Instructions for the task:
Scan the following material for the string "that" and copy each line in which it appears.

Dataset content:
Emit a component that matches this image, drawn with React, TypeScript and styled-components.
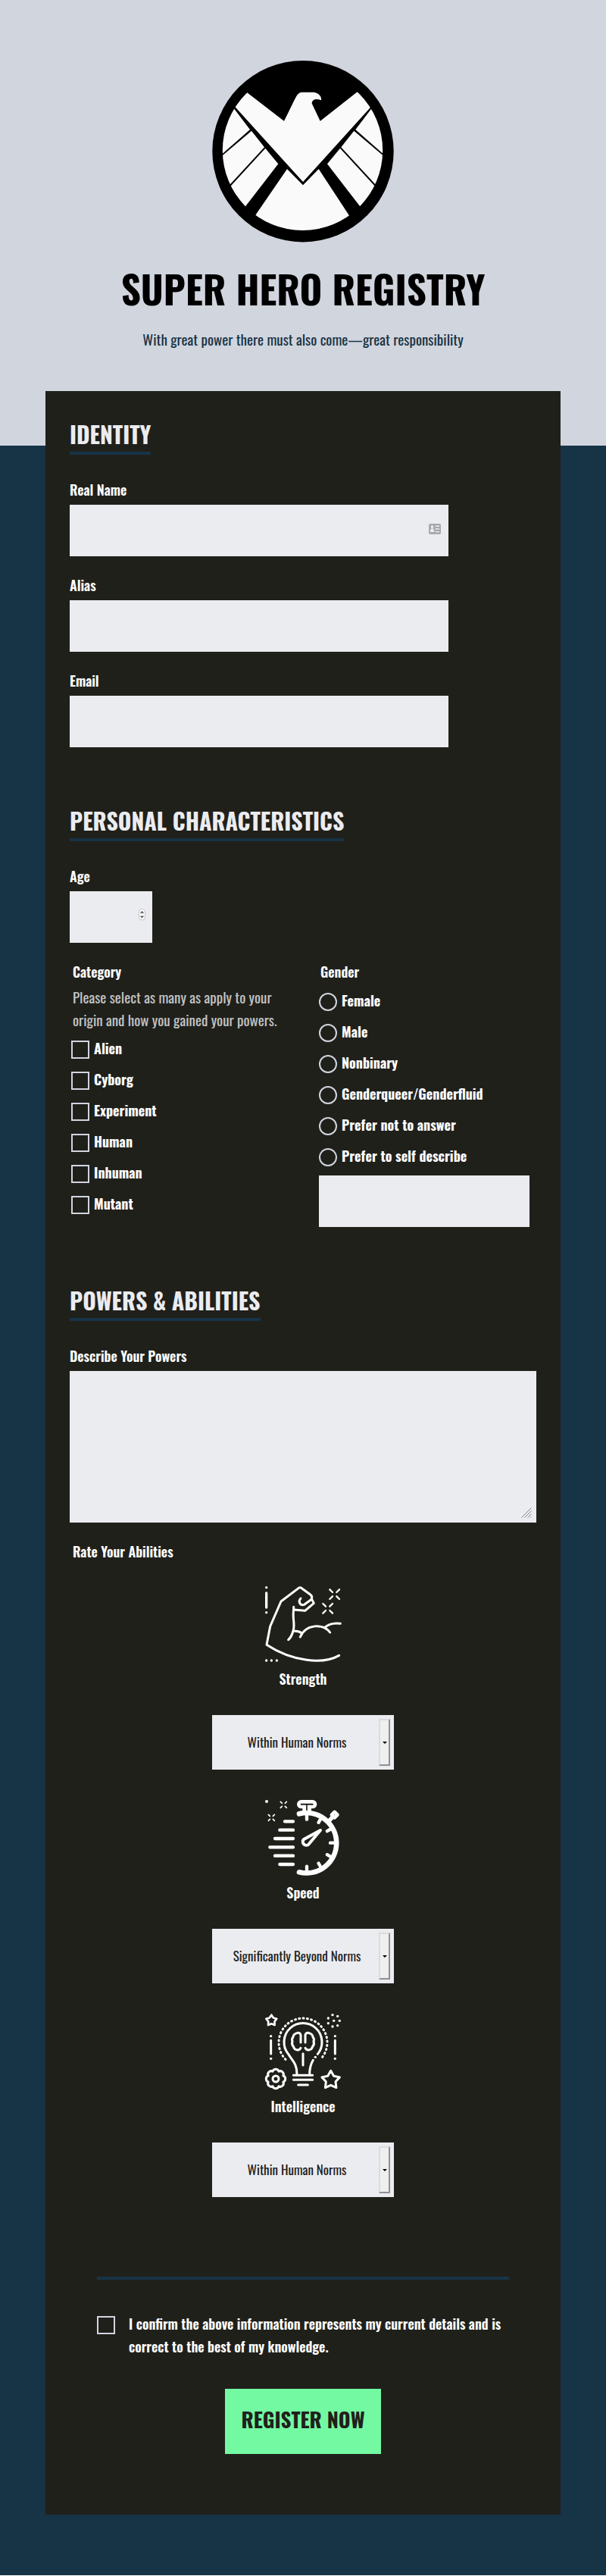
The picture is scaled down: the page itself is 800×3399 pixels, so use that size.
import React from 'react';
import styled, { createGlobalStyle } from 'styled-components';

const color = {
  mist: '#d1d5de',
  navy: '#173346',
  ink: '#20201b',
  field: '#ebecf0',
  mint: '#73f9a2',
};

const condensed = "Oswald, 'Roboto Condensed', 'Open Sans Condensed', 'Liberation Sans Narrow', 'Liberation Sans', sans-serif";

const GlobalStyle = createGlobalStyle`
  *, *::before, *::after { box-sizing: border-box; }
  html { background: #fff; }
  body {
    margin: 0;
    color: #fff;
    font-family: ${condensed};
    font-size: 18px;
    line-height: 30px;
  }
  input, select, textarea, button { font: inherit; }
`;

const Page = styled.div`
  padding-bottom: 80px;
  background: ${color.navy};
`;

const Header = styled.header`
  display: flex;
  flex-direction: column;
  align-items: center;
  padding: 80px 20px 126px;
  background: ${color.mist};
  text-align: center;
`;

const Logo = styled.svg`
  width: 240px;
  height: 240px;
  margin-bottom: 24px;
`;

const Title = styled.h1`
  margin: 0 0 16px;
  color: #000;
  font-size: 51px;
  font-weight: 900;
  line-height: 72px;
  text-transform: uppercase;
`;

const Tagline = styled.p`
  margin: 0;
  color: ${color.navy};
  font-size: 19px;
`;

const Form = styled.form`
  display: flex;
  flex-direction: column;
  width: 85%;
  margin: -72px auto 0;
  padding: 34px 32px 80px;
  background: ${color.ink};
`;

const Section = styled.section`
  display: flex;
  flex-direction: column;
  align-items: flex-start;
  gap: 23px;
  margin-bottom: 74px;
`;

const SectionTitle = styled.h2`
  margin: 0 0 8px;
  border-bottom: 4px solid ${color.navy};
  color: ${color.field};
  font-size: 30px;
  font-weight: 700;
  line-height: 46px;
  text-transform: uppercase;
`;

const Field = styled.div<{ $width?: string }>`
  display: flex;
  flex-direction: column;
  gap: 5px;
  width: ${(p) => p.$width ?? '500px'};
  max-width: 100%;
`;

const Label = styled.label`
  font-weight: 600;
`;

const InputWrap = styled.div`
  position: relative;
  display: flex;
`;

const TextInput = styled.input`
  width: 100%;
  height: 68px;
  padding: 0 16px;
  border: 0;
  border-radius: 0;
  background: ${color.field};
  color: ${color.ink};
  appearance: textfield;
`;

const SelfDescribeInput = styled(TextInput)`
  display: block;
  max-width: 278px;
`;

const ContactBadge = styled.svg`
  position: absolute;
  top: 25px;
  right: 10px;
  width: 16px;
  height: 14px;
`;

const Stepper = styled.svg`
  position: absolute;
  top: 23px;
  right: 9px;
  width: 9px;
  height: 16px;
`;

const TextArea = styled.textarea`
  display: block;
  width: 100%;
  height: 200px;
  padding: 16px;
  border: 0;
  border-radius: 0;
  background: ${color.field};
  color: ${color.ink};
  resize: vertical;
  &::-webkit-resizer {
    background: transparent;
  }
`;

const ResizeGrip = styled.svg`
  position: absolute;
  right: 6px;
  bottom: 6px;
  width: 14px;
  height: 14px;
  stroke: #85868a;
  pointer-events: none;
`;

const Columns = styled.div`
  display: grid;
  grid-template-columns: 1fr 1fr;
  gap: 42px;
  width: 100%;
`;

const Fieldset = styled.fieldset<{ $inset?: boolean }>`
  min-width: 0;
  width: 100%;
  margin: 0;
  padding: 0 ${(p) => (p.$inset ? 2 : 0)}px;
  border: 0;
`;

const Legend = styled.legend`
  padding: 0 2px;
  font-weight: 600;
`;

const Help = styled.p`
  margin: 3px 0 0;
  padding-left: 2px;
  color: #c3c4c4;
  font-size: 19px;
  font-weight: 400;
`;

const Options = styled.div`
  display: flex;
  flex-direction: column;
  gap: 11px;
  padding: 8px 0 11px;
`;

const Option = styled.label`
  display: flex;
  gap: 6px;
  font-weight: 700;
`;

const Tick = styled.input`
  flex: none;
  width: 24px;
  height: 24px;
  margin: 5px 0 0;
  border: 2px solid ${color.mist};
  border-radius: ${(p) => (p.type === 'radio' ? '50%' : '0')};
  background: transparent;
  appearance: none;
  &:checked {
    background: ${color.mint};
    box-shadow: inset 0 0 0 3px ${color.ink};
  }
`;

const Abilities = styled.div`
  display: flex;
  flex-direction: column;
  align-items: center;
  gap: 40px;
  padding-top: 31px;
`;

const Ability = styled.div`
  display: flex;
  flex-direction: column;
  align-items: center;
`;

const AbilityIcon = styled.svg`
  width: 100px;
  height: 100px;
  margin-bottom: 7px;
  overflow: visible;
  fill: none;
  stroke: #fff;
  stroke-linecap: round;
  stroke-linejoin: round;
`;

const SelectWrap = styled.div`
  position: relative;
  width: 240px;
  height: 72px;
  margin-top: 33px;
`;

const Select = styled.select`
  width: 100%;
  height: 100%;
  padding: 0 21px 0 5px;
  border: 0;
  border-radius: 0;
  background: ${color.field};
  color: ${color.ink};
  font-size: 17px;
  text-align: center;
  text-align-last: center;
  appearance: none;
`;

const SelectArrow = styled.span`
  position: absolute;
  top: 5px;
  right: 5px;
  bottom: 5px;
  display: flex;
  align-items: center;
  justify-content: center;
  width: 15px;
  border: 2px solid;
  border-color: #dcdcdc #8f8f8f #8f8f8f #dcdcdc;
  background: #efefef;
  pointer-events: none;
  &::before {
    content: '';
    border: 3px solid transparent;
    border-top-color: #000;
    border-bottom: 0;
  }
`;

const Footer = styled.div`
  display: flex;
  flex-direction: column;
  align-items: center;
  margin: 31px 36px 0;
  padding-top: 43px;
  border-top: 4px solid ${color.navy};
`;

const Confirm = styled.label`
  display: flex;
  gap: 18px;
  width: 100%;
  font-weight: 600;
`;

const Submit = styled.button`
  height: 86px;
  margin-top: 41px;
  padding: 0 22px 6px;
  border: 0;
  background: ${color.mint};
  color: ${color.ink};
  font-size: 27px;
  font-weight: 700;
  text-transform: uppercase;
`;

const Feathers = () => (
  <>
    <path d="M50 91 20 51.5-20 60 5 130.5z" />
    <path d="M52 92.7 69 114.3 13 175 4 133.4z" />
    <path d="M70.3 115.7 87.3 136.3 34 205.3 14 177z" />
  </>
);

const EagleLogo = () => (
  <Logo viewBox="0 0 240 240" role="img" aria-label="Eagle emblem">
    <clipPath id="eagle-disc">
      <circle cx="119.5" cy="118.4" r="105.7" />
    </clipPath>
    <circle cx="120" cy="119.7" r="119.7" />
    <g clipPath="url(#eagle-disc)" fill="#fafafa">
      <path d="M34.7 33.3 95 79.7C102 66 106 57 111 47.5Q114 41.7 119 41.7H133.3C140 42 145 47 144 52.2 137 49.5 131.7 51.5 131.7 56.5L142.7 79.7 205 30.8 226 43 120 160 14 43z" />
      <Feathers />
      <g transform="translate(239.3 0) scale(-1 1)">
        <Feathers />
      </g>
      <path d="M99 143 120 164.3 140.7 143 200 233.4H37z" />
    </g>
  </Logo>
);

const Sparkle = ({ x, y, near, far, weight }: { x: number; y: number; near: number; far: number; weight: number }) => (
  <path
    strokeWidth={weight}
    transform={`translate(${x} ${y})`}
    d={`M${near} ${near}L${far} ${far}M-${near} ${near}L-${far} ${far}M${near}-${near}L${far}-${far}M-${near}-${near}L-${far}-${far}`}
  />
);

const Dots = ({ points, r = 5 }: { points: number[][]; r?: number }) => (
  <g fill="#fff" stroke="none">
    {points.map(([x, y]) => (
      <circle key={`${x}-${y}`} cx={x} cy={y} r={r} />
    ))}
  </g>
);

const StrengthIcon = () => (
  <AbilityIcon viewBox="0 0 300 300" strokeWidth="9" aria-hidden="true">
    <path d="M293 274C230 310 110 300 6 232L20 159 63 60 133 7Q139 3 145 8L179 33Q188 39 184 50L193 67 158 97 113 93" />
    <path d="M141 48C129 60 138 78 155 73L184 52" />
    <path d="M113 82V93C107 130 120 150 111 177Q105 200 92 212M111 177Q132 176 146 186M139 201C160 150 230 145 257 183M235 164Q260 142 298 148" />
    <path d="M5 27V84" strokeWidth="10" />
    <Dots points={[[5, 5], [5, 104], [5, 294], [25, 294], [46, 294]]} />
    <Sparkle x={275} y={32} near={8} far={19} weight={7} />
    <Sparkle x={248} y={88} near={8} far={19} weight={7} />
  </AbilityIcon>
);

const SpeedIcon = () => (
  <AbilityIcon viewBox="0 0 300 300" strokeWidth="13" aria-hidden="true">
    <Dots points={[[6, 6]]} r={6} />
    <Sparkle x={73} y={19} near={6} far={12} weight={5} />
    <Sparkle x={25} y={70} near={6} far={12} weight={5} />
    <path d="M78 85H111M58 119H111M39 153H111M19 187H111M39 221H111M58 255H111" />
    <path strokeWidth="20" d="M135 55A119 119 0 1 1 135 286" />
    {[-90, -60, -30, 0, 30, 60, 90].map((angle) => (
      <path key={angle} d="M93 0H112" transform={`translate(165 170) rotate(${angle})`} />
    ))}
    <path d="M148 30H183V45H148z" fill="#fff" stroke="none" />
    <rect x="133" y="7" width="65" height="20" rx="10" strokeWidth="14" />
    <path d="M165 17V42" stroke={color.ink} strokeWidth="5" strokeLinecap="butt" />
    <path d="M252 84 265 70" strokeWidth="16" />
    <rect x="267" y="51" width="16" height="16" strokeWidth="14" transform="rotate(45 275 59)" />
    <path strokeWidth="12" d="M219 120 153 156A13 13 0 1 0 173 175z" />
  </AbilityIcon>
);

const starPoints = (cx: number, cy: number, outer: number, inner: number) =>
  Array.from({ length: 10 }, (_, i) => {
    const r = i % 2 ? inner : outer;
    const a = (i * Math.PI) / 5 - Math.PI / 2;
    return `${(cx + r * Math.cos(a)).toFixed(1)},${(cy + r * Math.sin(a)).toFixed(1)}`;
  }).join(' ');

const gearPath = (cx: number, cy: number, r: number) =>
  Array.from({ length: 9 }, (_, i) => {
    const a = ((i + 0.5) * Math.PI) / 4;
    const at = `${(cx + r * Math.cos(a)).toFixed(1)} ${(cy + r * Math.sin(a)).toFixed(1)}`;
    return i ? `A13 13 0 0 1 ${at}` : `M${at}`;
  }).join('') + 'z';

const brainHalf = 'M141 114V84Q138 74 128 76 112 80 111 92 104 100 108 110 104 122 112 130 115 142 128 144 138 144 141 136';

const IntelligenceIcon = () => (
  <AbilityIcon viewBox="0 0 300 300" strokeWidth="9" aria-hidden="true">
    <path d="M126 240C126 195 106 185 92 160A75 75 0 1 1 208 160M190 184Q176 208 176 240" />
    <path d="M112 244H188M112 262H188M131 282H169M150 158V204" />
    <path d="M81 181A96 96 0 1 1 219 181" strokeDasharray="3 13" />
    <path d={brainHalf} />
    <path d={brainHalf} transform="translate(300 0) scale(-1 1)" />
    <path d="M23 106V159M277 106V159" />
    <Dots
      points={[
        [199, 172], [23, 89], [23, 178], [277, 89], [277, 178],
        [267, 5], [287, 10], [295, 28], [287, 47], [267, 51], [250, 38], [250, 18], [272, 28],
      ]}
    />
    <polygon points={starPoints(25, 27, 22, 13)} strokeWidth="8" />
    <polygon points={starPoints(260, 263, 37, 20)} />
    <path d={gearPath(42, 258, 32)} />
    <circle cx="42" cy="258" r="12" />
  </AbilityIcon>
);

const levels = ['Below Human Norms', 'Within Human Norms', 'Slightly Beyond Norms', 'Significantly Beyond Norms'];

const abilities = [
  { id: 'strength', name: 'Strength', level: levels[1], Icon: StrengthIcon },
  { id: 'speed', name: 'Speed', level: levels[3], Icon: SpeedIcon },
  { id: 'intelligence', name: 'Intelligence', level: levels[1], Icon: IntelligenceIcon },
];

const categories = ['Alien', 'Cyborg', 'Experiment', 'Human', 'Inhuman', 'Mutant'];
const genders = ['Female', 'Male', 'Nonbinary', 'Genderqueer/Genderfluid', 'Prefer not to answer', 'Prefer to self describe'];

export default function App() {
  return (
    <Page>
      <GlobalStyle />
      <Header>
        <EagleLogo />
        <Title>Super Hero Registry</Title>
        <Tagline>With great power there must also come—great responsibility</Tagline>
      </Header>

      <Form onSubmit={(e) => e.preventDefault()}>
        <Section>
          <SectionTitle>Identity</SectionTitle>
          <Field>
            <Label htmlFor="real-name">Real Name</Label>
            <InputWrap>
              <TextInput id="real-name" name="realName" type="text" />
              <ContactBadge viewBox="0 0 16 14" aria-hidden="true">
                <rect width="16" height="14" rx="2" fill="#a9a9ab" />
                <path
                  fill={color.field}
                  d="M4.5 2.2a1.7 1.7 0 0 1 1 3.1V7C7 7.4 7 8.5 7 11H2C2 8.5 2 7.4 3.5 7V5.3a1.7 1.7 0 0 1 1-3.1zM8.5 2.5H14V4H8.5zM8.5 6.2H14V7.7H8.5zM8.5 10H14V11.3H8.5z"
                />
              </ContactBadge>
            </InputWrap>
          </Field>
          <Field>
            <Label htmlFor="alias">Alias</Label>
            <TextInput id="alias" name="alias" type="text" />
          </Field>
          <Field>
            <Label htmlFor="email">Email</Label>
            <TextInput id="email" name="email" type="email" />
          </Field>
        </Section>

        <Section>
          <SectionTitle>Personal Characteristics</SectionTitle>
          <Field $width="109px">
            <Label htmlFor="age">Age</Label>
            <InputWrap>
              <TextInput id="age" name="age" type="number" />
              <Stepper viewBox="0 0 9 16" aria-hidden="true">
                <rect x="0.5" y="0.5" width="8" height="14.5" rx="4" fill="#fff" stroke="#bfbfc2" />
                <path d="M2.7 6 4.5 4 6.3 6M2.7 9.5 4.5 11.5 6.3 9.5" fill="none" stroke="#444" strokeWidth="1.3" />
              </Stepper>
            </InputWrap>
          </Field>
          <Columns>
            <Fieldset $inset>
              <Legend>Category</Legend>
              <Help>Please select as many as apply to your origin and how you gained your powers.</Help>
              <Options>
                {categories.map((name) => (
                  <Option key={name}>
                    <Tick type="checkbox" name="category" value={name} />
                    {name}
                  </Option>
                ))}
              </Options>
            </Fieldset>
            <Fieldset>
              <Legend>Gender</Legend>
              <Options>
                {genders.map((name) => (
                  <Option key={name}>
                    <Tick type="radio" name="gender" value={name} />
                    {name}
                  </Option>
                ))}
              </Options>
              <SelfDescribeInput type="text" name="genderDescription" aria-label="Self describe" />
            </Fieldset>
          </Columns>
        </Section>

        <Section>
          <SectionTitle>Powers &amp; Abilities</SectionTitle>
          <Field $width="100%">
            <Label htmlFor="powers">Describe Your Powers</Label>
            <InputWrap>
              <TextArea id="powers" name="powers" />
              <ResizeGrip viewBox="0 0 14 14" aria-hidden="true">
                <path d="M0.5 13.5 13.5 0.5M4.5 13.5 13.5 4.5M8.5 13.5 13.5 8.5M12 13.5 13.5 12" />
              </ResizeGrip>
            </InputWrap>
          </Field>
          <Fieldset $inset>
            <Legend>Rate Your Abilities</Legend>
            <Abilities>
              {abilities.map(({ id, name, level, Icon }) => (
                <Ability key={id}>
                  <Icon />
                  <Label htmlFor={id}>{name}</Label>
                  <SelectWrap>
                    <Select id={id} name={id} defaultValue={level}>
                      {levels.map((option) => (
                        <option key={option}>{option}</option>
                      ))}
                    </Select>
                    <SelectArrow />
                  </SelectWrap>
                </Ability>
              ))}
            </Abilities>
          </Fieldset>
        </Section>

        <Footer>
          <Confirm>
            <Tick type="checkbox" name="confirm" />
            I confirm the above information represents my current details and is correct to the best of my knowledge.
          </Confirm>
          <Submit type="submit">Register Now</Submit>
        </Footer>
      </Form>
    </Page>
  );
}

Written answer:
Emit a component that matches this image, drawn with React, TypeScript and styled-components.
The picture is scaled down: the page itself is 800×3399 pixels, so use that size.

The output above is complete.